# Task brief
Extract the whole listing as it stands. Do not include the pictures.

# Supplied material

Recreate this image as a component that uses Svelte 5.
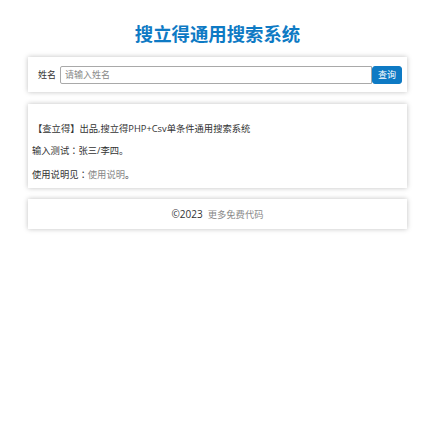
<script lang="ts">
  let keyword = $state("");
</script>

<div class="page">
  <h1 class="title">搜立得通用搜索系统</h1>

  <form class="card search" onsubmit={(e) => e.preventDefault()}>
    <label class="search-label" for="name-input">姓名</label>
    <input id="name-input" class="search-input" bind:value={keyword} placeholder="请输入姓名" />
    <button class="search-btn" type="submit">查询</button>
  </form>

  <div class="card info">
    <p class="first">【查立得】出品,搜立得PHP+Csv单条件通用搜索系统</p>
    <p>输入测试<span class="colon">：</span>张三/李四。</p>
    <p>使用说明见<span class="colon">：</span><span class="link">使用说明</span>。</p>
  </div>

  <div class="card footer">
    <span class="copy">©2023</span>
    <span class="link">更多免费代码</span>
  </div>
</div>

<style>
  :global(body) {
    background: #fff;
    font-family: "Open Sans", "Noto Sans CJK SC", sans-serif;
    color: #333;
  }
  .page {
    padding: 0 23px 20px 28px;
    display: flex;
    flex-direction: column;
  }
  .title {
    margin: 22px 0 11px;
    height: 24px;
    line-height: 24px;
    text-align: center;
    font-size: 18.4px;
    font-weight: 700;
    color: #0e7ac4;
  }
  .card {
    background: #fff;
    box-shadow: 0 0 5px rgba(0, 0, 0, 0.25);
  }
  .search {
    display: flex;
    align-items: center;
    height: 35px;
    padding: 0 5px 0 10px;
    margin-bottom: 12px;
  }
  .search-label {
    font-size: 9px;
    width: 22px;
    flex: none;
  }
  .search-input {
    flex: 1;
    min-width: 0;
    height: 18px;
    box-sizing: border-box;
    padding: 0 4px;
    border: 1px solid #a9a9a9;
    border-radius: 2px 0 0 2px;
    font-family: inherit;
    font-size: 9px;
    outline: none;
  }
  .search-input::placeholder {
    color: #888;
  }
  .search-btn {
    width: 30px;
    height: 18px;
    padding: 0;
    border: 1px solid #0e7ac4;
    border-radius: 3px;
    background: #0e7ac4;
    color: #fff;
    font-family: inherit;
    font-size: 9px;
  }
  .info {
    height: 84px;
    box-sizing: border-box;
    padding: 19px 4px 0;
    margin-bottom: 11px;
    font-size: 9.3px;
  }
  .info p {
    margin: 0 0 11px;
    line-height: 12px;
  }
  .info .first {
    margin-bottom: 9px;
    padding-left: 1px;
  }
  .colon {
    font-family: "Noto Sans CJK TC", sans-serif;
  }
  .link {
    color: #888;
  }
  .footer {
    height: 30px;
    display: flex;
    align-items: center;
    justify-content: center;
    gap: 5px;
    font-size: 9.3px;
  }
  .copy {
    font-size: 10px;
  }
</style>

# Solved problem
Recreate this image as a component that uses Svelte 5.
<script lang="ts">
  let keyword = $state("");
</script>

<div class="page">
  <h1 class="title">搜立得通用搜索系统</h1>

  <form class="card search" onsubmit={(e) => e.preventDefault()}>
    <label class="search-label" for="name-input">姓名</label>
    <input id="name-input" class="search-input" bind:value={keyword} placeholder="请输入姓名" />
    <button class="search-btn" type="submit">查询</button>
  </form>

  <div class="card info">
    <p class="first">【查立得】出品,搜立得PHP+Csv单条件通用搜索系统</p>
    <p>输入测试<span class="colon">：</span>张三/李四。</p>
    <p>使用说明见<span class="colon">：</span><span class="link">使用说明</span>。</p>
  </div>

  <div class="card footer">
    <span class="copy">©2023</span>
    <span class="link">更多免费代码</span>
  </div>
</div>

<style>
  :global(body) {
    background: #fff;
    font-family: "Open Sans", "Noto Sans CJK SC", sans-serif;
    color: #333;
  }
  .page {
    padding: 0 23px 20px 28px;
    display: flex;
    flex-direction: column;
  }
  .title {
    margin: 22px 0 11px;
    height: 24px;
    line-height: 24px;
    text-align: center;
    font-size: 18.4px;
    font-weight: 700;
    color: #0e7ac4;
  }
  .card {
    background: #fff;
    box-shadow: 0 0 5px rgba(0, 0, 0, 0.25);
  }
  .search {
    display: flex;
    align-items: center;
    height: 35px;
    padding: 0 5px 0 10px;
    margin-bottom: 12px;
  }
  .search-label {
    font-size: 9px;
    width: 22px;
    flex: none;
  }
  .search-input {
    flex: 1;
    min-width: 0;
    height: 18px;
    box-sizing: border-box;
    padding: 0 4px;
    border: 1px solid #a9a9a9;
    border-radius: 2px 0 0 2px;
    font-family: inherit;
    font-size: 9px;
    outline: none;
  }
  .search-input::placeholder {
    color: #888;
  }
  .search-btn {
    width: 30px;
    height: 18px;
    padding: 0;
    border: 1px solid #0e7ac4;
    border-radius: 3px;
    background: #0e7ac4;
    color: #fff;
    font-family: inherit;
    font-size: 9px;
  }
  .info {
    height: 84px;
    box-sizing: border-box;
    padding: 19px 4px 0;
    margin-bottom: 11px;
    font-size: 9.3px;
  }
  .info p {
    margin: 0 0 11px;
    line-height: 12px;
  }
  .info .first {
    margin-bottom: 9px;
    padding-left: 1px;
  }
  .colon {
    font-family: "Noto Sans CJK TC", sans-serif;
  }
  .link {
    color: #888;
  }
  .footer {
    height: 30px;
    display: flex;
    align-items: center;
    justify-content: center;
    gap: 5px;
    font-size: 9.3px;
  }
  .copy {
    font-size: 10px;
  }
</style>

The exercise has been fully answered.